The trucks also have radio systems that are like a CB but communicate over the 5G network, allowing all Rollzi’s drivers to talk to each other no matter where they are.
“One of our values is accurate transparency, so they all can talk. I know some carriers cringe at the thought of drivers actually talking to each other, but we like it when they just communicate about what the issues are out there and they help each other out.”
Hutchins says its turnover rate was about 4% at the end of last year, so the company must be doing something right.
Rollzi also says it treats drivers like all employees should be treated. Its drivers are paid by the hour, including any and all on-duty time. The company pays its drivers for fueling, waiting at facilities or during breakdowns. Rollzi also pays overtime, equips its late-model trucks with technology and amenities that make life on the road enjoyable, and provides a career path for all drivers including management and a pathway to independent contractor.

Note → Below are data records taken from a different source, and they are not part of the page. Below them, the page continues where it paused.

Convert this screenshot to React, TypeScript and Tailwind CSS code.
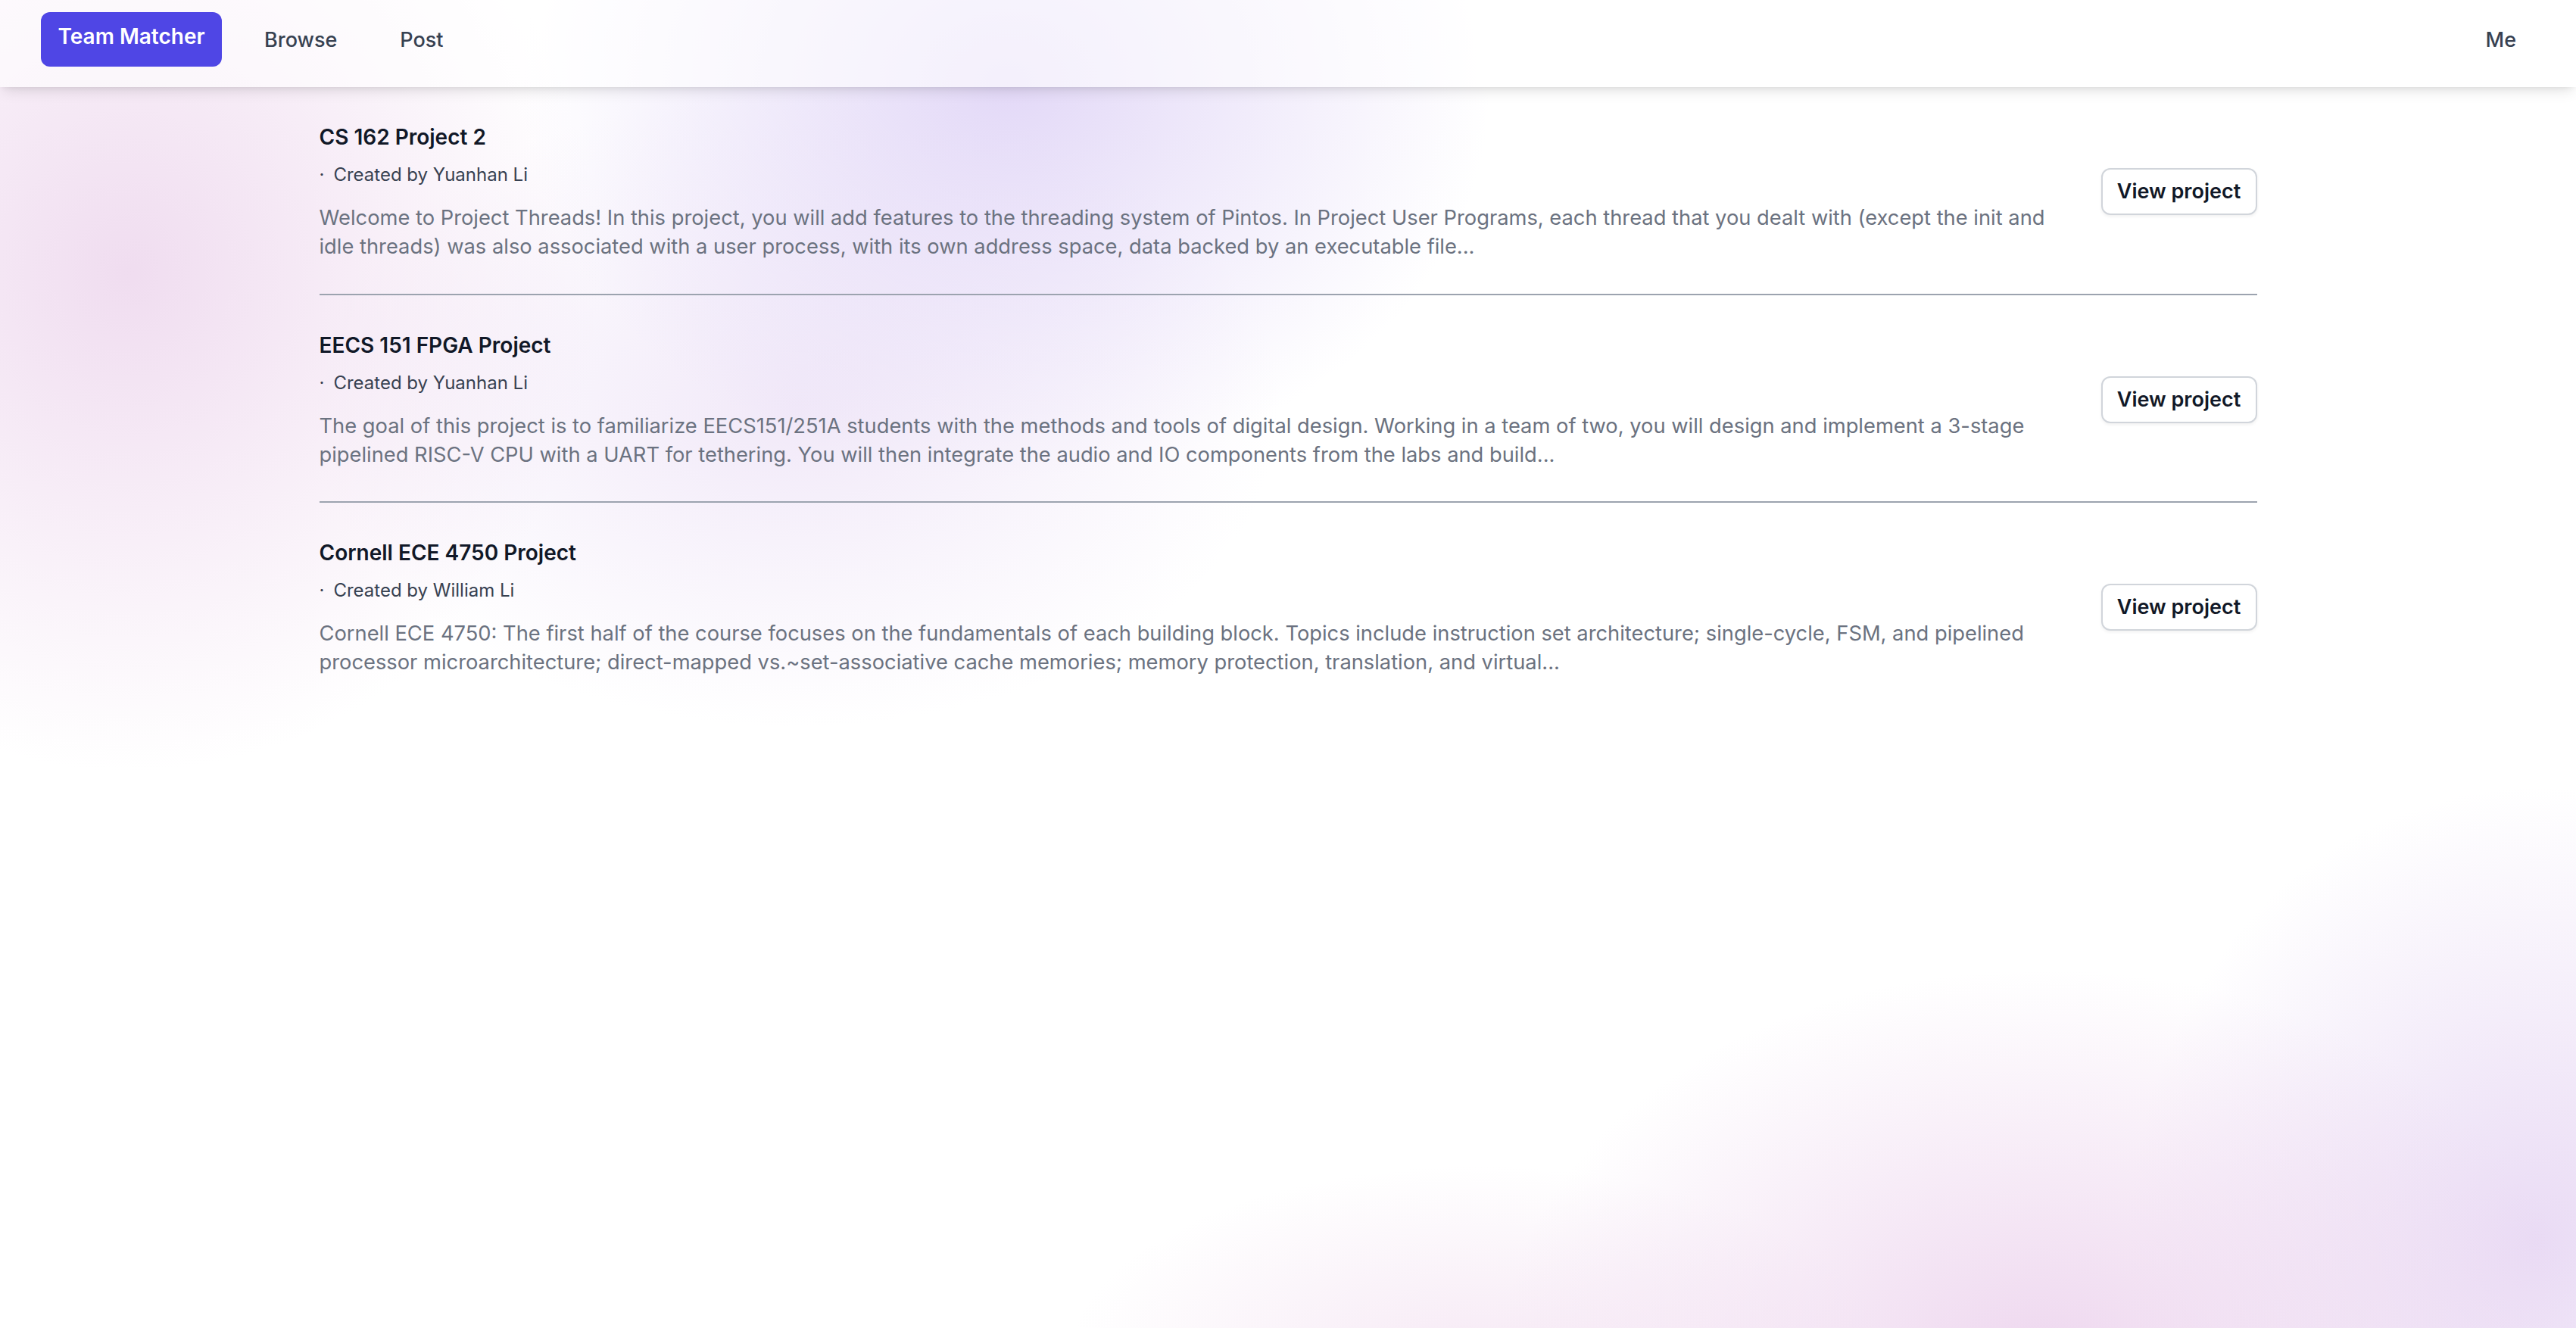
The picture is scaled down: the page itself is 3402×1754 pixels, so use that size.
import React from "react";

type Project = {
  id: number;
  title: string;
  author: string;
  summary: string;
};

const projects: Project[] = [
  {
    id: 1,
    title: "CS 162 Project 2",
    author: "Yuanhan Li",
    summary:
      "Welcome to Project Threads! In this project, you will add features to the threading system of Pintos. In Project User Programs, each thread that you dealt with (except the init and idle threads) was also associated with a user process, with its own address space, data backed by an executable file...",
  },
  {
    id: 2,
    title: "EECS 151 FPGA Project",
    author: "Yuanhan Li",
    summary:
      "The goal of this project is to familiarize EECS151/251A students with the methods and tools of digital design. Working in a team of two, you will design and implement a 3-stage pipelined RISC-V CPU with a UART for tethering. You will then integrate the audio and IO components from the labs and build...",
  },
  {
    id: 3,
    title: "Cornell ECE 4750 Project",
    author: "William Li",
    summary:
      "Cornell ECE 4750: The first half of the course focuses on the fundamentals of each building block. Topics include instruction set architecture; single-cycle, FSM, and pipelined processor microarchitecture; direct-mapped vs.~set-associative cache memories; memory protection, translation, and virtual...",
  },
];

const NavBar = () => {
  return (
    <nav className="relative z-10 flex h-[115px] items-start justify-between bg-white/60 px-[54px] pt-[16px] shadow-[0_8px_18px_-4px_rgba(0,0,0,0.12),0_4px_8px_-4px_rgba(0,0,0,0.08)]">
      <div className="flex items-center gap-[56px]">
        {/* Brand */}
        <a className="flex h-[72px] w-[239px] items-center justify-center rounded-[12px] bg-[#4f46e5] pb-[8px] text-[28px] font-semibold text-white">
          Team Matcher
        </a>
        <div className="flex items-center gap-[83px]">
          <a className="pt-[2px] text-[27px] font-medium text-[#374151]">Browse</a>
          <a className="pt-[2px] text-[27px] font-medium text-[#374151]">Post</a>
        </div>
      </div>
      <a className="flex h-[72px] items-center px-[25px] pt-[2px] text-[27px] font-medium text-[#374151]">
        Me
      </a>
    </nav>
  );
};

const ProjectRow = ({ project }: { project: Project }) => {
  return (
    <div className="flex items-center justify-between gap-[48px] border-b-2 border-[#9ca3af] pt-[46px] pb-[42px] last:border-b-0">
      <div className="min-w-0 flex-1">
        <h3 className="text-[28px] leading-[40px] font-semibold text-[#111827]">{project.title}</h3>
        <div className="mt-[14px] flex items-center gap-[12px] text-[24px] leading-[32px] text-[#374151]">
          <span>·</span>
          <span>Created by {project.author}</span>
        </div>
        <p className="mt-[22px] text-[27.3px] leading-[38.3px] text-[#6b7280]">{project.summary}</p>
      </div>
      <button className="h-[62px] w-[206px] shrink-0 rounded-[12px] border-2 border-[#d1d5db] bg-white text-[27px] font-semibold text-[#111827] shadow-[0_2px_4px_rgba(0,0,0,0.06)]">
        View project
      </button>
    </div>
  );
};

export default function App() {
  return (
    <div
      className="min-h-screen w-full bg-white font-['Inter','Noto_Sans',sans-serif] [background-image:radial-gradient(620px_660px_at_170px_360px,rgba(236,212,236,0.8),transparent),radial-gradient(640px_520px_at_1330px_110px,rgba(222,210,246,0.85),transparent),radial-gradient(640px_420px_at_1050px_540px,rgba(232,218,244,0.6),transparent),radial-gradient(720px_520px_at_2700px_1800px,rgba(235,208,236,0.85),transparent),radial-gradient(540px_600px_at_3350px_1640px,rgba(228,210,242,0.8),transparent),radial-gradient(540px_260px_at_1950px_1800px,rgba(240,218,238,0.6),transparent)]"
    >
      <NavBar />
      <main className="mx-auto w-[2559px]">
        {projects.map((p) => (
          <ProjectRow key={p.id} project={p} />
        ))}
      </main>
    </div>
  );
}
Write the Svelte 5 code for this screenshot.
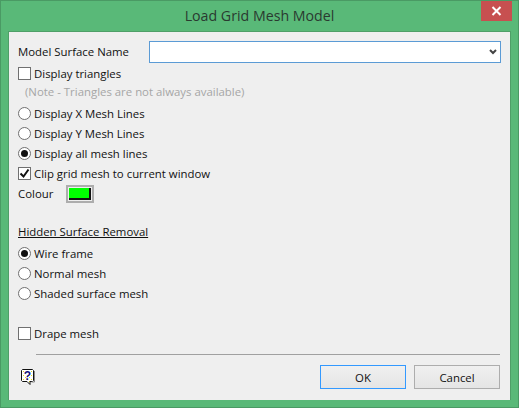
<script>
  const meshLines = [
    { label: 'Display X Mesh Lines', on: false },
    { label: 'Display Y Mesh Lines', on: false },
    { label: 'Display all mesh lines', on: true }
  ];
  const surfaces = [
    { label: 'Wire frame', on: true },
    { label: 'Normal mesh', on: false },
    { label: 'Shaded surface mesh', on: false }
  ];
</script>

<div class="window">
  <header class="titlebar">
    <span class="title">Load Grid Mesh Model</span>
    <button class="close" aria-label="Close">
      <svg width="11" height="10" viewBox="0 0 11 10"><path d="M1.5 1l8 8M9.5 1l-8 8" stroke="#fff" stroke-width="2" fill="none" /></svg>
    </button>
  </header>

  <main class="body">
    <div class="name-row">
      <span class="label">Model Surface Name</span>
      <div class="select">
        <svg width="8" height="6" viewBox="0 0 8 6"><path d="M1 1l3 3 3-3" stroke="#444" stroke-width="2" fill="none" /></svg>
      </div>
    </div>

    <div class="row"><span class="check"></span>Display triangles</div>
    <div class="note">(Note - Triangles are not always available)</div>

    <div class="group">
      {#each meshLines as item}
        <div class="row"><span class="radio" class:on={item.on}></span>{item.label}</div>
      {/each}
      <div class="row">
        <span class="check">
          <svg width="11" height="11" viewBox="0 0 11 11"><path d="M1.5 5.5l3 3 5-7" stroke="#111" stroke-width="2" fill="none" /></svg>
        </span>Clip grid mesh to current window
      </div>
    </div>

    <div class="colour-row">
      <span class="label">Colour</span>
      <div class="swatch"><span></span></div>
    </div>

    <div class="heading">Hidden Surface Removal</div>

    <div class="group surfaces">
      {#each surfaces as item}
        <div class="row"><span class="radio" class:on={item.on}></span>{item.label}</div>
      {/each}
    </div>

    <div class="row drape"><span class="check"></span>Drape mesh</div>

    <hr />

    <footer class="actions">
      <div class="help">
        <svg width="15" height="17" viewBox="0 0 15 17">
          <defs>
            <pattern id="dither" width="4" height="4" patternUnits="userSpaceOnUse">
              <rect width="4" height="4" fill="#fff" />
              <rect width="1" height="1" fill="#e8d820" />
              <rect x="2" y="2" width="1" height="1" fill="#e8d820" />
            </pattern>
          </defs>
          <path d="M1.500 .5h10l1 1v10l-1 1h-2.500v3l-3-3h-4.500l-1-1v-10z" fill="url(#dither)" stroke="#111" />
          <path d="M13.500 2v11h-3" stroke="#888" fill="none" />
          <text x="6.500" y="11" text-anchor="middle" class="help-mark">?</text>
        </svg>
      </div>
      <button class="btn default">OK</button>
      <button class="btn">Cancel</button>
    </footer>
  </main>
</div>

<style>
  :global(body) {
    margin: 0;
  }

  .window {
    width: 519px;
    height: 408px;
    box-sizing: border-box;
    display: flex;
    flex-direction: column;
    background: #59b978;
    border: 1px solid #4a9a64;
    padding: 0 7px 7px;
    font-family: "Open Sans", "Noto Sans", sans-serif;
    font-size: 11.4px;
    color: #111;
  }

  .titlebar {
    height: 30px;
    box-sizing: border-box;
    padding-bottom: 2px;
    flex: none;
    display: flex;
    align-items: center;
    justify-content: center;
    position: relative;
  }

  .title {
    font-size: 14.2px;
    color: #2a3a30;
  }

  .close {
    position: absolute;
    right: -1px;
    top: 0;
    width: 31px;
    height: 20px;
    padding: 0;
    border: none;
    background: #c75050;
    display: flex;
    align-items: center;
    justify-content: center;
  }

  .body {
    flex: 1;
    background: #efefef;
    padding: 9px 10px 0 9px;
    display: flex;
    flex-direction: column;
    border: 1px solid #4f9f68;
    border-bottom: none;
    min-height: 0;
  }

  .name-row {
    display: flex;
    align-items: center;
    height: 22px;
  }

  .label {
    line-height: 16px;
  }

  .select {
    margin-left: auto;
    margin-right: -1px;
    width: 352px;
    height: 22px;
    box-sizing: border-box;
    border: 1px solid #5b9bd5;
    background: #fff;
    display: flex;
    align-items: center;
    justify-content: flex-end;
    padding-right: 3px;
  }

  .row {
    display: flex;
    align-items: center;
    gap: 3px;
    height: 20px;
    white-space: nowrap;
  }

  .note {
    height: 16px;
    line-height: 16px;
    margin: 1px 0 3px 7px;
    color: #a6a6a6;
  }

  .group {
    display: flex;
    flex-direction: column;
  }

  .check,
  .radio {
    width: 13px;
    height: 13px;
    flex: none;
    box-sizing: border-box;
    border: 1px solid #707070;
    background: #fff;
    display: flex;
    align-items: center;
    justify-content: center;
  }

  .radio {
    border-radius: 50%;
  }

  .radio.on::after {
    content: "";
    width: 7px;
    height: 7px;
    border-radius: 50%;
    background: #111;
  }

  .colour-row {
    display: flex;
    align-items: center;
    height: 20px;
    margin-top: 1px;
  }

  .colour-row .label {
    width: 48px;
  }

  .swatch {
    width: 28px;
    height: 18px;
    box-sizing: border-box;
    border: 2px solid #adadad;
    background: #efefef;
    padding: 1px;
    display: flex;
  }

  .swatch span {
    flex: 1;
    background: #00ff00;
    border-right: 2px solid #111;
    border-bottom: 2px solid #111;
  }

  .heading {
    margin-top: 19px;
    height: 18px;
    line-height: 18px;
    text-decoration: underline;
  }

  .surfaces {
    margin-top: 2px;
  }

  .drape {
    margin-top: 20px;
  }

  hr {
    width: 464px;
    align-self: flex-end;
    margin: 11px 0 0;
    border: none;
    border-top: 1px solid #a0a0a0;
  }

  .actions {
    display: flex;
    align-items: center;
    gap: 8px;
    margin-top: 10px;
  }

  .help {
    margin-right: auto;
    margin-left: 3px;
    height: 17px;
  }

  .help-mark {
    font-family: "Liberation Sans", sans-serif;
    font-size: 12px;
    font-weight: 700;
    fill: #101080;
  }

  .btn {
    width: 86px;
    height: 24px;
    box-sizing: border-box;
    padding: 0;
    border: 1px solid #adadad;
    background: linear-gradient(#f0f0f0, #e5e5e5);
    font: inherit;
    color: #111;
  }

  .default {
    border-color: #3399ff;
  }
</style>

Expanding its Single-Lane Relay Strategy
Rollzi’s customers include major food and beverage companies, as well as consumer packaged goods and home-furnishing retailers. The company also takes spot market shipments from a short list of top freight brokerages.
The company is small but growing. Today Rollzi has 22 trucks. Last year, Rollzi announced it had raised $8 million in seed equity and credit financing to fund and accelerate the company’s expansion.
“I get the question a lot about what makes a carrier a tech carrier. And for us, it really is our strategy. Our strategy is not possible without the technology. That single-lane relay just doesn't work if you don’t have full visibility and control over the trucks and the drivers and the loads.” Hutchins believes all carriers need to understand what tools are out there and how they can leverage those tools to reinforce their own strategies.
“I don't think that everybody needs to do a single-lane relay strategy. But I think that using the technology to enable parts of your strategy that maybe you didn't realize were possible is important, and it makes us all better.”